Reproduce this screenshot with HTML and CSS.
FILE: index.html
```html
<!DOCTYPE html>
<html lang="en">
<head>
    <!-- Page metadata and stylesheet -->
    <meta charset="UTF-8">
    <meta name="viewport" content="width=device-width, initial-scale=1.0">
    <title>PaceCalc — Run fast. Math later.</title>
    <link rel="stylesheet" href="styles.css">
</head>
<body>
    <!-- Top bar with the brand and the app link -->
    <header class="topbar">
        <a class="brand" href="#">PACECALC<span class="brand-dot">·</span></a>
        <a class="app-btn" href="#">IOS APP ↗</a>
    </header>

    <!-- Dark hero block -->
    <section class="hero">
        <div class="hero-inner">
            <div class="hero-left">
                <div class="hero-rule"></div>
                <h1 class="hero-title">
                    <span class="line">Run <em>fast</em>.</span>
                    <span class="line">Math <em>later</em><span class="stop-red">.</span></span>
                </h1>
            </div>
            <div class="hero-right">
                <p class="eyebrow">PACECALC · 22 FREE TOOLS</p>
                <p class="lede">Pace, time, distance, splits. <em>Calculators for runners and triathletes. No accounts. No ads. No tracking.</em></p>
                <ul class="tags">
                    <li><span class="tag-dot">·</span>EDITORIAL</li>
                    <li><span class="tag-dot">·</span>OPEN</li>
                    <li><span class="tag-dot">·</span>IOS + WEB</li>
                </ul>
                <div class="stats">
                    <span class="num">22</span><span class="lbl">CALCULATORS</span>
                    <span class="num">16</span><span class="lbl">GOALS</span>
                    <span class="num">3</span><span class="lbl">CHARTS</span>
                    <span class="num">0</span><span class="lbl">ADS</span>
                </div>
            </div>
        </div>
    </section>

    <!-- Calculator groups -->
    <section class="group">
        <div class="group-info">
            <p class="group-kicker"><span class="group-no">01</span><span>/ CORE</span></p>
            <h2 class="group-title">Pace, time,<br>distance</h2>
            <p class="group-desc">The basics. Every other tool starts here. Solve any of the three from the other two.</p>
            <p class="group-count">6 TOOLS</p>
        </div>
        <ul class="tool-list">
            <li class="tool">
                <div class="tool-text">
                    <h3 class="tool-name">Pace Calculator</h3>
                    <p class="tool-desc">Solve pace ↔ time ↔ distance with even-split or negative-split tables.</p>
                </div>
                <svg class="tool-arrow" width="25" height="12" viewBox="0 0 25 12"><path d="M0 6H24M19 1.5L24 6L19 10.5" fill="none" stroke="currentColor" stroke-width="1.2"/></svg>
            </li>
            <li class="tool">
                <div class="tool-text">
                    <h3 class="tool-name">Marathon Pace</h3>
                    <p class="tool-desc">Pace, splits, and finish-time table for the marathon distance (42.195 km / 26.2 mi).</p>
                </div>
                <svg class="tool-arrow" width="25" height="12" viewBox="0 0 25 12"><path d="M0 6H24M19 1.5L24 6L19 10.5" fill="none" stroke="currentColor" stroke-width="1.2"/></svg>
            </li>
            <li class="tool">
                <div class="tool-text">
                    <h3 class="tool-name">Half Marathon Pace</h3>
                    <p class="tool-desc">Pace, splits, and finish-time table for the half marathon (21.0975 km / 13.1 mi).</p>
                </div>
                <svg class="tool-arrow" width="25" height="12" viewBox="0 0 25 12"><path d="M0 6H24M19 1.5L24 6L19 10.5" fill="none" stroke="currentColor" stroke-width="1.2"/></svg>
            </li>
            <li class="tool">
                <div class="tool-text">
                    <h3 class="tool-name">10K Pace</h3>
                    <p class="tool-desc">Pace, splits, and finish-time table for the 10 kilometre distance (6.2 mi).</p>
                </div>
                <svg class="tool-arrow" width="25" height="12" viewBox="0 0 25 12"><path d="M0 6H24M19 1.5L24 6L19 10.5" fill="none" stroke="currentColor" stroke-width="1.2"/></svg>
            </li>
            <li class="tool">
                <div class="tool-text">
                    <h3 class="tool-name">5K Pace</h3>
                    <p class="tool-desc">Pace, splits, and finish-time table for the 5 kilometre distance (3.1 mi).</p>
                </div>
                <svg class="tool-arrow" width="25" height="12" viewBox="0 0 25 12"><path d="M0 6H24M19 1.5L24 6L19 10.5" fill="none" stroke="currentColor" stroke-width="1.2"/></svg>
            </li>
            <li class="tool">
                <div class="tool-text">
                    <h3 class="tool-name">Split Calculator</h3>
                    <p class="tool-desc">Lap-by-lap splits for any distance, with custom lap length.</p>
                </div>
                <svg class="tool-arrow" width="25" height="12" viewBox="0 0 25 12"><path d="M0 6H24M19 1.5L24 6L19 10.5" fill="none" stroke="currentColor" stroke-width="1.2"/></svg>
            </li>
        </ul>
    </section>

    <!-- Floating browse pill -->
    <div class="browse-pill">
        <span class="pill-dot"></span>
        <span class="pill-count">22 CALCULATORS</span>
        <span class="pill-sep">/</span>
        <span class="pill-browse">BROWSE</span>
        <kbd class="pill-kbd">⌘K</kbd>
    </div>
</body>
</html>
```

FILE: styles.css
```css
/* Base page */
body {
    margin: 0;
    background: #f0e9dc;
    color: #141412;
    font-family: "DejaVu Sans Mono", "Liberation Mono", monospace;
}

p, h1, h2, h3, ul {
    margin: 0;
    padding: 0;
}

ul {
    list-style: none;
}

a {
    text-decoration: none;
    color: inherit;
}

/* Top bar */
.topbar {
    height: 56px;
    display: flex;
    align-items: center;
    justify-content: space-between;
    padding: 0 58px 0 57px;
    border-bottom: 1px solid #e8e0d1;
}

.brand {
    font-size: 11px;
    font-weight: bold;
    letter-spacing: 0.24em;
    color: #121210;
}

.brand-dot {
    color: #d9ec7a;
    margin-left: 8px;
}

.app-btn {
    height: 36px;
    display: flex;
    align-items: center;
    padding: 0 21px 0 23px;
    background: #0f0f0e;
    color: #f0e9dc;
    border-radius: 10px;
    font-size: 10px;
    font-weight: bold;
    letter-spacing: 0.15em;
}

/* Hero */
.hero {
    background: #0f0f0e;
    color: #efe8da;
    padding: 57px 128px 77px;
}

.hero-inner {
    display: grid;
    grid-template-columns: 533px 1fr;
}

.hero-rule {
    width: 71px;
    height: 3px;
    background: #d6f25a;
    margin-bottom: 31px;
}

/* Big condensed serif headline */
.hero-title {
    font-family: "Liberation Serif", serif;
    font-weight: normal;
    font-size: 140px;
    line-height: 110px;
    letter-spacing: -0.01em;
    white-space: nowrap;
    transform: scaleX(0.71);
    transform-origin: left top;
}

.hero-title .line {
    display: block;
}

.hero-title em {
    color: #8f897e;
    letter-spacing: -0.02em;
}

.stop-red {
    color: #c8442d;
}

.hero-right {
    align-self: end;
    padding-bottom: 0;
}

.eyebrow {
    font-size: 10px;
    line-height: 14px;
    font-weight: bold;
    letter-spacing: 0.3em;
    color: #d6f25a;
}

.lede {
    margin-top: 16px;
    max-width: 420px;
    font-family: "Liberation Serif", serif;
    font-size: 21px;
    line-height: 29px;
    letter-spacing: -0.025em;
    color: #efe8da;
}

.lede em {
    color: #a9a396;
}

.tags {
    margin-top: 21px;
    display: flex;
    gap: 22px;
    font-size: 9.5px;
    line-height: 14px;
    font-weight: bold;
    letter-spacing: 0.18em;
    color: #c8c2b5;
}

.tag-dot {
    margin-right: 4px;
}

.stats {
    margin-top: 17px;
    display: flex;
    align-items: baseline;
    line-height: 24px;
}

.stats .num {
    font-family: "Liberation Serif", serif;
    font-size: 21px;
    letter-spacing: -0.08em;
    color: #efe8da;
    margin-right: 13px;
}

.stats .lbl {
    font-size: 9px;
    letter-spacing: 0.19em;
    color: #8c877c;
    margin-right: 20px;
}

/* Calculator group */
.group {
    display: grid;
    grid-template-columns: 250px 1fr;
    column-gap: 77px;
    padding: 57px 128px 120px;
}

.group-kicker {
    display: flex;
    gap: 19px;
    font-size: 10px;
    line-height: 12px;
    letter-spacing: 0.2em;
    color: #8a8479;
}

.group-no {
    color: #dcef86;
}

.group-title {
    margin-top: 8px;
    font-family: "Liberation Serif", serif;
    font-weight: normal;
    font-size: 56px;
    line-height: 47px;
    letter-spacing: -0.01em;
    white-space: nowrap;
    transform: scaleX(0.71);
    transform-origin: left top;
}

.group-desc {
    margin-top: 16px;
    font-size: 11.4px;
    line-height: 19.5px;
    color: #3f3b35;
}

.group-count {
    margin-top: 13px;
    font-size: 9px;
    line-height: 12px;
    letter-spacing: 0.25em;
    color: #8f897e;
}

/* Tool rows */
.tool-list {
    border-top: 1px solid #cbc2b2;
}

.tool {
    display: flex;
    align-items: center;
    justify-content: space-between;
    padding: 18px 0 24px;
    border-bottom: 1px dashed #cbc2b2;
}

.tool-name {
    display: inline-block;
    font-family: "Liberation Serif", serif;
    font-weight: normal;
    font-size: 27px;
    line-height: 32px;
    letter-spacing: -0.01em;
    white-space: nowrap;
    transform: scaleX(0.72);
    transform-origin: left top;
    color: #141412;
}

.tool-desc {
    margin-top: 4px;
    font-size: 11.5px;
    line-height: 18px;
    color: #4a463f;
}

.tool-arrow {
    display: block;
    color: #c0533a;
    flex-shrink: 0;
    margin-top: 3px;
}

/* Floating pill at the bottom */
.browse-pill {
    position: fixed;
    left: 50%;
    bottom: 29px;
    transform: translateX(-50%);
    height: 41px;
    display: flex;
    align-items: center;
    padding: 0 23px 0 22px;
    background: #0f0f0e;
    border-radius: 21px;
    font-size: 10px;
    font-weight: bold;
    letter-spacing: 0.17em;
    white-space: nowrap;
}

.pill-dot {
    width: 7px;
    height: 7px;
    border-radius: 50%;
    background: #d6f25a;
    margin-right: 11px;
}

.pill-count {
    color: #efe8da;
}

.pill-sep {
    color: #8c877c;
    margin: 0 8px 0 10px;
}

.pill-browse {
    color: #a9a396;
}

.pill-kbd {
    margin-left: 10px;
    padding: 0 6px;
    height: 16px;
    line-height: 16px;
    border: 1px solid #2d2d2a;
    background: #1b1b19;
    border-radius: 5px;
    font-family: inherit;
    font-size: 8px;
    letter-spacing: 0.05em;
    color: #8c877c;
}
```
|---|
Reproduce each line of the material containing the word "with".

Result:
Reproduce this screenshot with HTML and CSS.
    <!-- Top bar with the brand and the app link -->
                    <p class="tool-desc">Solve pace ↔ time ↔ distance with even-split or negative-split tables.</p>
                    <p class="tool-desc">Lap-by-lap splits for any distance, with custom lap length.</p>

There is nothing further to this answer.